_YOUR OBJECTIVE_
Copy out each line that has "components" in it.

— Start RECORDED INFORMATION —

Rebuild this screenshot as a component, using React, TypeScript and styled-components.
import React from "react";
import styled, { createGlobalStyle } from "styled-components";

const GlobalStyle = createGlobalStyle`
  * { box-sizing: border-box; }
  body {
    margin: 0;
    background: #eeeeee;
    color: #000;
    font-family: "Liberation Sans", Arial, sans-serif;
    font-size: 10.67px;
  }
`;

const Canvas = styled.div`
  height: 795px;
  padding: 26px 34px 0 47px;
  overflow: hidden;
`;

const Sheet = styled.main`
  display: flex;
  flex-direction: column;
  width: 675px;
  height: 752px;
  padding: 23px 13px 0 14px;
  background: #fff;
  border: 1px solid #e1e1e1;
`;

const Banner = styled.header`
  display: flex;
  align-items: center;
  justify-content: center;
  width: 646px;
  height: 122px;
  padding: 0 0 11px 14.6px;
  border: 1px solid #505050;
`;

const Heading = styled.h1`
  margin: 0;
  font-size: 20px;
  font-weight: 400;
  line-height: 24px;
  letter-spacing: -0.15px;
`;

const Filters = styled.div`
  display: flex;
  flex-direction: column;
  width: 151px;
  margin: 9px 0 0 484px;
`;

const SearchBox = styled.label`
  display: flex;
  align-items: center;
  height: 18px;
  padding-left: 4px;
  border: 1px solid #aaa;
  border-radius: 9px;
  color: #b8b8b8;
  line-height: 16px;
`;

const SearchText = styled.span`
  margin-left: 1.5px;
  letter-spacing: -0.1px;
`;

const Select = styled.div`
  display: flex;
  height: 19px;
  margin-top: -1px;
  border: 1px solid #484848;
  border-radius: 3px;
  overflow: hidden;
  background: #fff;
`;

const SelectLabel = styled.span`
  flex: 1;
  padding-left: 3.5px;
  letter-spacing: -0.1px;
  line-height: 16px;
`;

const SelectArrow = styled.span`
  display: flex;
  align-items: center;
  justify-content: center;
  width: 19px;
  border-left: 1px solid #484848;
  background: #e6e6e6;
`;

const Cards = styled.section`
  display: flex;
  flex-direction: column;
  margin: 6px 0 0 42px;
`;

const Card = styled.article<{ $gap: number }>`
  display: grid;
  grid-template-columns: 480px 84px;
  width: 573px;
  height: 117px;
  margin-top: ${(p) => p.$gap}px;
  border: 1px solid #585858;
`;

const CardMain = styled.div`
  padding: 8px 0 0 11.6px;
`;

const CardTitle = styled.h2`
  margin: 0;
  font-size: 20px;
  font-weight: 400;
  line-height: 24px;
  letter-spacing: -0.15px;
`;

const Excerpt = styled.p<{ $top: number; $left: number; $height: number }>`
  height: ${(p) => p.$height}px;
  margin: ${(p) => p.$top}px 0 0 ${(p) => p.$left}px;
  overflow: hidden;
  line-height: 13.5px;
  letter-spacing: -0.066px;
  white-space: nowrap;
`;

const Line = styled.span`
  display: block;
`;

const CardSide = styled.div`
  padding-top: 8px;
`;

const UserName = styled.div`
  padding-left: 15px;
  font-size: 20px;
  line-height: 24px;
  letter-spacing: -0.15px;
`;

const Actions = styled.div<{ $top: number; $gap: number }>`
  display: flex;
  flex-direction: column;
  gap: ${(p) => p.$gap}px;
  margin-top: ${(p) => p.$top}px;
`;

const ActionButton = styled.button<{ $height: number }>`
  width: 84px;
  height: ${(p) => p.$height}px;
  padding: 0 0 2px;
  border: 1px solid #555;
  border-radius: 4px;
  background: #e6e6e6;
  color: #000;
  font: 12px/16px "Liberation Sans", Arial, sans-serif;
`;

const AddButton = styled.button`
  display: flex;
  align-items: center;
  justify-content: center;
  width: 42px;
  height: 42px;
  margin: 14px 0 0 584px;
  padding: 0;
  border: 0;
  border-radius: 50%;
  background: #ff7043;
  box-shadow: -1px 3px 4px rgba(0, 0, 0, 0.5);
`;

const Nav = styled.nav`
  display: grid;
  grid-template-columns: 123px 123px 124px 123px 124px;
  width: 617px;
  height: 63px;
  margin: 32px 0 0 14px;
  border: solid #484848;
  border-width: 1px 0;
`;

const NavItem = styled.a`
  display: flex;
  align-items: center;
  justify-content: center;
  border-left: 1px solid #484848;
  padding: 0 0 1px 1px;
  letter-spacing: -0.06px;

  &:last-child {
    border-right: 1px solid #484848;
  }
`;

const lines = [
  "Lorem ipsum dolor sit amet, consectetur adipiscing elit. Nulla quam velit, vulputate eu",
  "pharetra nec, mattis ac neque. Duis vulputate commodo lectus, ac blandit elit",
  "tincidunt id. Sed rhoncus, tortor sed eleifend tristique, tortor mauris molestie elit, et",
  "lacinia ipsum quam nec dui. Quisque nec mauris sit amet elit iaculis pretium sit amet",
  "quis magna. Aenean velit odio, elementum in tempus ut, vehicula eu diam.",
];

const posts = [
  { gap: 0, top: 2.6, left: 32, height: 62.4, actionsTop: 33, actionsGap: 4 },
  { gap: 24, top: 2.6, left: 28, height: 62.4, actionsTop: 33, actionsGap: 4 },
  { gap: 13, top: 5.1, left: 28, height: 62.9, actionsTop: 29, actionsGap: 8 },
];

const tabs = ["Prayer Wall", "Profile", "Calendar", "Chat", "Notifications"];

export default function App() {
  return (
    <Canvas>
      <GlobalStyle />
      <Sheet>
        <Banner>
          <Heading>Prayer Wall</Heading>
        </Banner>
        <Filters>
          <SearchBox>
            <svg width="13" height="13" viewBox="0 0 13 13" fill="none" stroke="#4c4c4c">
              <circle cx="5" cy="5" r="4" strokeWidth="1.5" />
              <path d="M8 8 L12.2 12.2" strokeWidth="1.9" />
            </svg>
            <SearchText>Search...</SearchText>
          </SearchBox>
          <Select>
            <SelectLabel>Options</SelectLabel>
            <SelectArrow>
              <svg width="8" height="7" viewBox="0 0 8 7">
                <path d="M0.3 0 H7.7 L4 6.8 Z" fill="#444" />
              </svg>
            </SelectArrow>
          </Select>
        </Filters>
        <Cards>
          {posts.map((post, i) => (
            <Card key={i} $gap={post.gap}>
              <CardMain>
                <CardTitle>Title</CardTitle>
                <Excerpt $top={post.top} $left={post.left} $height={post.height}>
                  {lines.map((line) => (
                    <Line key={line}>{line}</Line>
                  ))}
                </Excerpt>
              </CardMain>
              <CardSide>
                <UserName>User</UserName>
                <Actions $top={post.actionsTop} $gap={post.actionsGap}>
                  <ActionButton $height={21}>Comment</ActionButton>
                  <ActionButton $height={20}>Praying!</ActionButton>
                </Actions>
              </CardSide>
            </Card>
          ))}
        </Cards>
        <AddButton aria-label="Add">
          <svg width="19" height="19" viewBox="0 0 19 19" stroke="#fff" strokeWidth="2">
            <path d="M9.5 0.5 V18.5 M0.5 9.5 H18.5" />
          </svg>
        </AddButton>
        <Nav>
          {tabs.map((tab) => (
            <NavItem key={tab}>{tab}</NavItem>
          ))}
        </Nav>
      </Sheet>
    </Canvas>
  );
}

— End RECORDED INFORMATION —
— Start RECORDED INFORMATION —

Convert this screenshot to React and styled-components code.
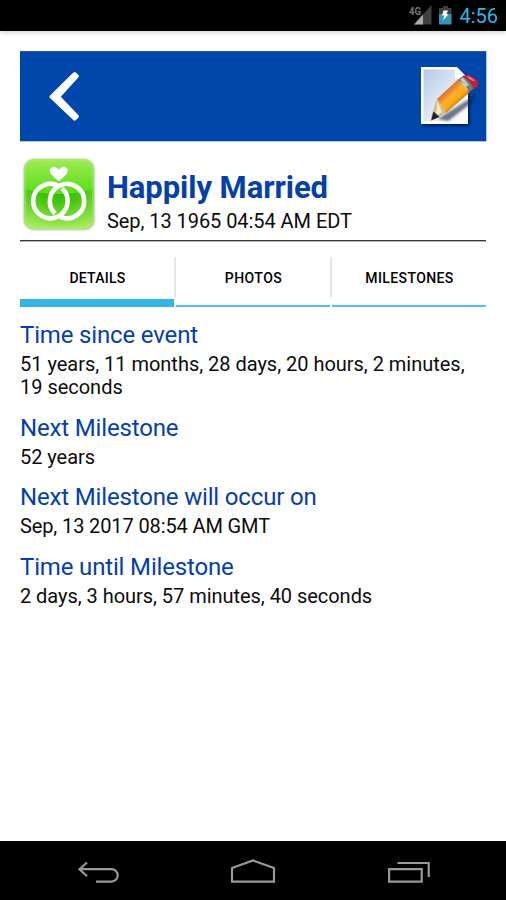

— End RECORDED INFORMATION —

_EXERCISE OUTPUT_
Rebuild this screenshot as a component, using React, TypeScript and styled-components.
import styled, { createGlobalStyle } from "styled-components";
Convert this screenshot to React and styled-components code.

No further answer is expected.